Task description
Where a line of the listing below includes the word "image", reproduce that line.

Stored records
============================================================
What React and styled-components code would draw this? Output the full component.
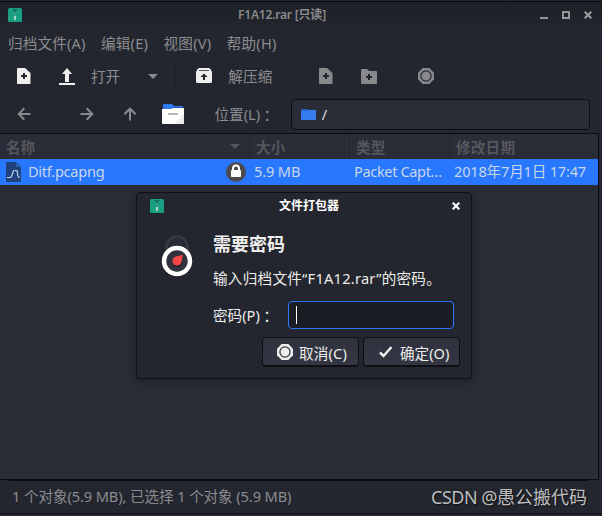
============================================================
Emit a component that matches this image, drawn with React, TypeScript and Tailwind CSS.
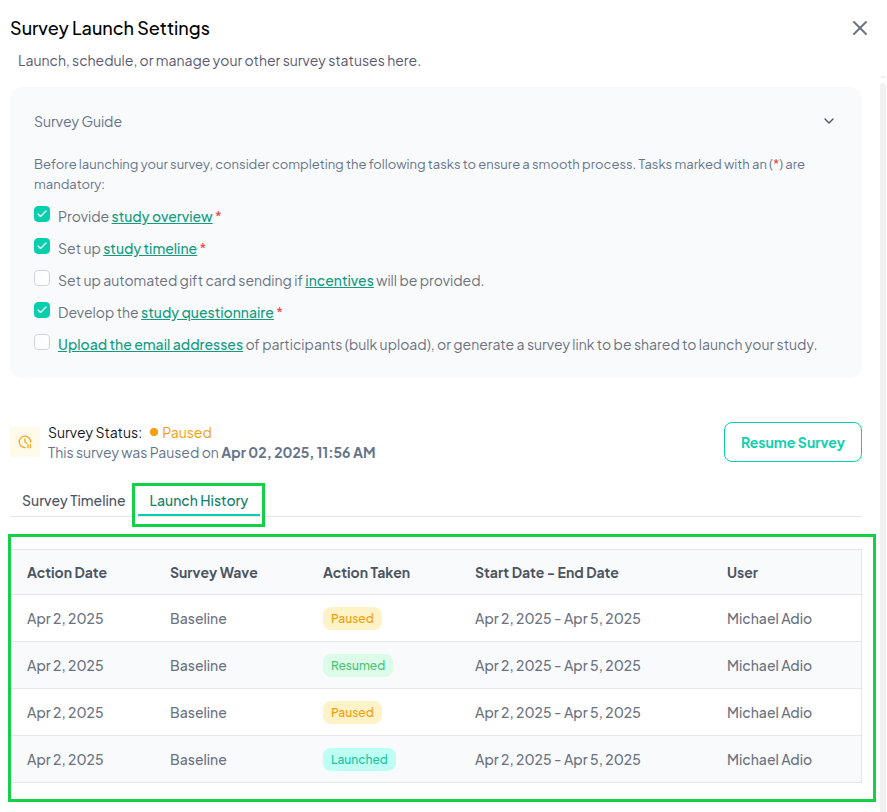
============================================================
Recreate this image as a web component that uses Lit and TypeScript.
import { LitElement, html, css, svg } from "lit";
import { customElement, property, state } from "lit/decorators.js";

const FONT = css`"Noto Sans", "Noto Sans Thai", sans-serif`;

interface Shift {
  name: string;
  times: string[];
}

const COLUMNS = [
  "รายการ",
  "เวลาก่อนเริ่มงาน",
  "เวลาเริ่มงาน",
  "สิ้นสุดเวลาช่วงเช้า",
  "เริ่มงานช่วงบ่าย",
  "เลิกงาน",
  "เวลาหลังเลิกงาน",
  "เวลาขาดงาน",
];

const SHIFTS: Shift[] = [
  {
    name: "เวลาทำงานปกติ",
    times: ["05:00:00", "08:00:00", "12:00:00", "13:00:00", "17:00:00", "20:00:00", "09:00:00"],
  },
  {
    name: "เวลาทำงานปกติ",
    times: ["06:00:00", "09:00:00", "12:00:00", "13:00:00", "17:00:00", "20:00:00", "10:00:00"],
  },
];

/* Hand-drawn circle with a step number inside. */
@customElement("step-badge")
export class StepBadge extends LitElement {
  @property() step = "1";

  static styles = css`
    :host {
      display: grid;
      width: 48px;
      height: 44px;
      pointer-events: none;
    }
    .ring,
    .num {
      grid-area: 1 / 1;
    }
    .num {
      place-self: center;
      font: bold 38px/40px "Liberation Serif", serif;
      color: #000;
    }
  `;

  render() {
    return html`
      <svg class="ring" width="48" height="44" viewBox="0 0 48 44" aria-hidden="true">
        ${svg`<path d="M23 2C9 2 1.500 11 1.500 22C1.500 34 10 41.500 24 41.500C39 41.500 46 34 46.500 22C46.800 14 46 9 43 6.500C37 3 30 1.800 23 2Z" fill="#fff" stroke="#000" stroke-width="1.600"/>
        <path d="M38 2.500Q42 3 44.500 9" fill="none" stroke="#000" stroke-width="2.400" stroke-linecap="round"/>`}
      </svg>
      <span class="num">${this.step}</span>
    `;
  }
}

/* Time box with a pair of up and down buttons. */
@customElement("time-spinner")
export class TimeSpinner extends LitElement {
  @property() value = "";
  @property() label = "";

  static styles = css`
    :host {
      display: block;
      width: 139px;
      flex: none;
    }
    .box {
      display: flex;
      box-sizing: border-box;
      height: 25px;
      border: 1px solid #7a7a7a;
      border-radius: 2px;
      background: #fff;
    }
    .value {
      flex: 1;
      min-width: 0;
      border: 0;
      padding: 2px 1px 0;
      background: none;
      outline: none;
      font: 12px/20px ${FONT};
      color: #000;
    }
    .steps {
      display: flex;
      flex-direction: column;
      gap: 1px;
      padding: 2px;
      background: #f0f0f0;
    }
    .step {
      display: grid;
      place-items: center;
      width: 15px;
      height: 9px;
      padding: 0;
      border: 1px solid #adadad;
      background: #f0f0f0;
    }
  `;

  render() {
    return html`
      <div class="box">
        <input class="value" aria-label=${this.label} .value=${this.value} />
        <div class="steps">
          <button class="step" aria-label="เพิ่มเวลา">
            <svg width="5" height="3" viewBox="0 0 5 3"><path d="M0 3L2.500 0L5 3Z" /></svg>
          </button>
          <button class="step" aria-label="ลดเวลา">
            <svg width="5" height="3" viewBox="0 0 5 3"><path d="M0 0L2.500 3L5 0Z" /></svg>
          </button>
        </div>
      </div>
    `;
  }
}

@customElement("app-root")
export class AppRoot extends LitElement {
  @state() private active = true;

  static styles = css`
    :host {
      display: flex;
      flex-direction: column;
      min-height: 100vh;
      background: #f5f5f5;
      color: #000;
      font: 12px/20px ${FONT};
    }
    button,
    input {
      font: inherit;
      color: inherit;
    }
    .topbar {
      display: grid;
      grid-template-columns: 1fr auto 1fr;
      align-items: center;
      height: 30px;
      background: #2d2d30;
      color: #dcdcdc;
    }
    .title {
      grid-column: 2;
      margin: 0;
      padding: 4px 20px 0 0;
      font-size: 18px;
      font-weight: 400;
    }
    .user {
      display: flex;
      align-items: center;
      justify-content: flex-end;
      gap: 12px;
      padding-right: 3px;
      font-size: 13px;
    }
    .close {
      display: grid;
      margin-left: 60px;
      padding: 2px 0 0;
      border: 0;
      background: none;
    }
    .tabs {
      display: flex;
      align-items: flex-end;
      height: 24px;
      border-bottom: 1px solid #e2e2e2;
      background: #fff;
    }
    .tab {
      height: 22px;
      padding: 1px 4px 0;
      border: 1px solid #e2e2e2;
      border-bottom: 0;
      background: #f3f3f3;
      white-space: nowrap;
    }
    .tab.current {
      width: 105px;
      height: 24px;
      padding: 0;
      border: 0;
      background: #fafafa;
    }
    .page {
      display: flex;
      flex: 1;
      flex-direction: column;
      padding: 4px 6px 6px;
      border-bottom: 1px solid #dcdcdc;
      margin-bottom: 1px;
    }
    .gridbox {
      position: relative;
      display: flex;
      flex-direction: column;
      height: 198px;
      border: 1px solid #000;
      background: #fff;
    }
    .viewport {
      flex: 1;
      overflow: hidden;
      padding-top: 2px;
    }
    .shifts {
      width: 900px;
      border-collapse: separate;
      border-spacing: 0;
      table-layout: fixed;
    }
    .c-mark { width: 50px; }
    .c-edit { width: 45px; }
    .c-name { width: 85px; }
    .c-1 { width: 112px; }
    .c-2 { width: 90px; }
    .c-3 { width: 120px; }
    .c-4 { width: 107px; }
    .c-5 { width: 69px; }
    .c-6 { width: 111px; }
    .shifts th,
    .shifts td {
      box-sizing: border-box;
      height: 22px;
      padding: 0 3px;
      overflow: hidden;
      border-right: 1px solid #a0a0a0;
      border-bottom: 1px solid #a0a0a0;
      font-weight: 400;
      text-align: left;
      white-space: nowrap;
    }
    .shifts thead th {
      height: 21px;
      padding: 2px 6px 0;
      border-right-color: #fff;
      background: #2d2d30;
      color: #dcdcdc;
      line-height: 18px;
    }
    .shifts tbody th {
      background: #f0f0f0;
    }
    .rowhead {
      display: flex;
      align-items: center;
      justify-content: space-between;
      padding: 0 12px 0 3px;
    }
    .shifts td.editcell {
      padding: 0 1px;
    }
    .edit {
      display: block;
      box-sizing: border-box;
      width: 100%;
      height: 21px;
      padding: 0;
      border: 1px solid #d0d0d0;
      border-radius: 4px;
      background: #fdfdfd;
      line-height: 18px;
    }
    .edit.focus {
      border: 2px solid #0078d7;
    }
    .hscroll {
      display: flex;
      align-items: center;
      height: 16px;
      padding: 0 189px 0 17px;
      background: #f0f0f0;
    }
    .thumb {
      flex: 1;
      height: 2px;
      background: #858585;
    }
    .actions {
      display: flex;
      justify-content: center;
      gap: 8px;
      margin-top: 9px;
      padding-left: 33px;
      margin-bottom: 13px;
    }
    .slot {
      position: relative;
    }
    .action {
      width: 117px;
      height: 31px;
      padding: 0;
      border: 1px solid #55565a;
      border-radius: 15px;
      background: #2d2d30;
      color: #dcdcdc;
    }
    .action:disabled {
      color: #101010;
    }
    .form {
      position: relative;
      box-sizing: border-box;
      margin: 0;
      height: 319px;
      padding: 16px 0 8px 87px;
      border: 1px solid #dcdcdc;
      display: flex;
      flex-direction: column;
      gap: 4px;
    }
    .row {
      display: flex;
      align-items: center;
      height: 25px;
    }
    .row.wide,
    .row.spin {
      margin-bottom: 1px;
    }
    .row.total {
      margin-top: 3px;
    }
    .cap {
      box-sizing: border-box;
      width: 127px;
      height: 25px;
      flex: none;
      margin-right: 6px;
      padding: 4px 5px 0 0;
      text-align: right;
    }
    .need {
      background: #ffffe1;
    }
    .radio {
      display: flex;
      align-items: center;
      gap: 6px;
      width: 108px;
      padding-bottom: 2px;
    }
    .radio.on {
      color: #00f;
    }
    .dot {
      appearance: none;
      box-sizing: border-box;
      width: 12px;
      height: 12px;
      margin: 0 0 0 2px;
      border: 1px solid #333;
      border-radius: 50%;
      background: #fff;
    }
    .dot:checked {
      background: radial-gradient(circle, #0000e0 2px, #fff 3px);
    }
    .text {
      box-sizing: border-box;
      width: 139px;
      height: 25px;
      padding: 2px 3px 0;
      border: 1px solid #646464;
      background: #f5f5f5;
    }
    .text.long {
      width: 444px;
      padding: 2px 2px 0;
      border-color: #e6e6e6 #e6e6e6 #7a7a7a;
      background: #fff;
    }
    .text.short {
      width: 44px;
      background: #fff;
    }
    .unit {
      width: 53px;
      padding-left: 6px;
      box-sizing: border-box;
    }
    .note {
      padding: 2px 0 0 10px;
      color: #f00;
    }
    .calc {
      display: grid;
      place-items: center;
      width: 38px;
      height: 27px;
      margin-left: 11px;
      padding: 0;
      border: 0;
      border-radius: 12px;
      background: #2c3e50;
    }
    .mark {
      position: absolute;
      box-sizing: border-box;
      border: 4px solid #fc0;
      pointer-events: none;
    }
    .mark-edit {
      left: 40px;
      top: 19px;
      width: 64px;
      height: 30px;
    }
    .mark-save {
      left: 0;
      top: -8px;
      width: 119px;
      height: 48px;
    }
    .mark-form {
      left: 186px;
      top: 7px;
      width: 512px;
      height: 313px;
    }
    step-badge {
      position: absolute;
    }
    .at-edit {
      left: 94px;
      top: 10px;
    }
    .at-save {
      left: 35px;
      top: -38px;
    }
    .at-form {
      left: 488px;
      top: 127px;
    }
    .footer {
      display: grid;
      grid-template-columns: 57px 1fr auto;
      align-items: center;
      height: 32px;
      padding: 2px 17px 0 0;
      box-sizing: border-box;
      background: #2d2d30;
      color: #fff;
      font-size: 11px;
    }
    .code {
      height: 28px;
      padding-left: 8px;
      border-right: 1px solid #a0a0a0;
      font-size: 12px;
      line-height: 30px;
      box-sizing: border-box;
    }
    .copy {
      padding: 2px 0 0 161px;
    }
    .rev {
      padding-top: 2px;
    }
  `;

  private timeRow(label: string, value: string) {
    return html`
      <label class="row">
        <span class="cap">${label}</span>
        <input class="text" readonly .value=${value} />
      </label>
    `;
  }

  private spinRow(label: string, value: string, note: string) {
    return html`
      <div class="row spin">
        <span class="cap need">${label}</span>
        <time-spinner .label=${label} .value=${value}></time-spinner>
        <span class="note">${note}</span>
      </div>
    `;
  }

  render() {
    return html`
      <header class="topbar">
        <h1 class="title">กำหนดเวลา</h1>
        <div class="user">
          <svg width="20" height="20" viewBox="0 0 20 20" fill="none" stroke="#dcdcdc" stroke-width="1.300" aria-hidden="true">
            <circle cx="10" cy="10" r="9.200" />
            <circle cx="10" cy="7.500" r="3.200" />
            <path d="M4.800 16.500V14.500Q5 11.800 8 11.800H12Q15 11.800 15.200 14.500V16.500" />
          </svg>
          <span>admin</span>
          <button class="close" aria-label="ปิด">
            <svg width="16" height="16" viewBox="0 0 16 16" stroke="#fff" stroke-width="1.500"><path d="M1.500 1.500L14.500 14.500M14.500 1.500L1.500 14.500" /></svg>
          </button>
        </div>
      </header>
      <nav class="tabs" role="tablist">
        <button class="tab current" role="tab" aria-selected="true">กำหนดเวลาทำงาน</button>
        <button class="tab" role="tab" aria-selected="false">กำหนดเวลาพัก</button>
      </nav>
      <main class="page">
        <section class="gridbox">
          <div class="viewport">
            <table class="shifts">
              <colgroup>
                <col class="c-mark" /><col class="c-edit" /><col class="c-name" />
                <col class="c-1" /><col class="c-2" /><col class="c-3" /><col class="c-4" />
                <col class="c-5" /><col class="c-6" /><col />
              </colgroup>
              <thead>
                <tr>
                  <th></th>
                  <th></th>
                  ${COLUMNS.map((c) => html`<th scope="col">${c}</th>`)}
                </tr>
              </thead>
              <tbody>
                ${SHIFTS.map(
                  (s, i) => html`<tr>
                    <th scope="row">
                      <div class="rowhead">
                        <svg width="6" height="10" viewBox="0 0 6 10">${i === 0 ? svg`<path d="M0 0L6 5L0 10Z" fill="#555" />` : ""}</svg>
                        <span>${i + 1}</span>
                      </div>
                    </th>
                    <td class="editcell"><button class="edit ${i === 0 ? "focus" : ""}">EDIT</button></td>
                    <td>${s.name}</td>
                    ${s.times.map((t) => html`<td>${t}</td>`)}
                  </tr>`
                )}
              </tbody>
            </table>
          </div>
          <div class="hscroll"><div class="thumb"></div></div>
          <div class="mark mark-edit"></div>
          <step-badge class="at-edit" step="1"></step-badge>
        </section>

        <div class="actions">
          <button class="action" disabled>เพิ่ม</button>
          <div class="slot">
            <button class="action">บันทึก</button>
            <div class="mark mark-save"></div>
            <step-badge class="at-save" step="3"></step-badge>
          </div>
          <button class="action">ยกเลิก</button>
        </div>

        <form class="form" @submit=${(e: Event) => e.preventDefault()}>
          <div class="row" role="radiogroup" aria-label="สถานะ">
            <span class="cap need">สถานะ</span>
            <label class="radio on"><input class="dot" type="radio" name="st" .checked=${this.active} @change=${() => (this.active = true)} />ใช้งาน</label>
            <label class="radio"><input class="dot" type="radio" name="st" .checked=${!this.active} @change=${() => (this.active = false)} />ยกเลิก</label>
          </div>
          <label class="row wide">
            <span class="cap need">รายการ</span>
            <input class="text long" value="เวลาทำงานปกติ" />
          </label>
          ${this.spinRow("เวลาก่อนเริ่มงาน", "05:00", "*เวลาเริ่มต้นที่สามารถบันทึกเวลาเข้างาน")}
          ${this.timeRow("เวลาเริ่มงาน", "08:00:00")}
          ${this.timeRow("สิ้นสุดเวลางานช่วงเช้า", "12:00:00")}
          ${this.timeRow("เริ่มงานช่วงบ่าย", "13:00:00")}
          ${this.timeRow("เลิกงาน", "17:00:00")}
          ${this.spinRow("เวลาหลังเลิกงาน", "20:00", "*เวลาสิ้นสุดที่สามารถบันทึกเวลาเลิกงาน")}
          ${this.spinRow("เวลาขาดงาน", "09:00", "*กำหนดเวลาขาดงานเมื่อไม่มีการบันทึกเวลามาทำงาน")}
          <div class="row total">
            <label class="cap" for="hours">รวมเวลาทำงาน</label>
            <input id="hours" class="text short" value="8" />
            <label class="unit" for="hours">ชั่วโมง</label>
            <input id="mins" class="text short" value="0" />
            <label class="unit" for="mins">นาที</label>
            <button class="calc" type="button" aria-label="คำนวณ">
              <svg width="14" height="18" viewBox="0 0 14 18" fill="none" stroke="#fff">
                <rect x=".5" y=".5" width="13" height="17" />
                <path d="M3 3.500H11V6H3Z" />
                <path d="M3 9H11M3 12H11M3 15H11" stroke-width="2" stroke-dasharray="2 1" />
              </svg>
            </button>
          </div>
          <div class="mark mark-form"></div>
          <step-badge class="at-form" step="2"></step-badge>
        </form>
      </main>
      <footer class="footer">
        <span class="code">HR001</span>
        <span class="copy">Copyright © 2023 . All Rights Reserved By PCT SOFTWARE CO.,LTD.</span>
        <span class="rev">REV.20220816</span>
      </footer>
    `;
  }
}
============================================================
Full response
Emit a component that matches this image, drawn with React, TypeScript and Tailwind CSS.
Recreate this image as a web component that uses Lit and TypeScript.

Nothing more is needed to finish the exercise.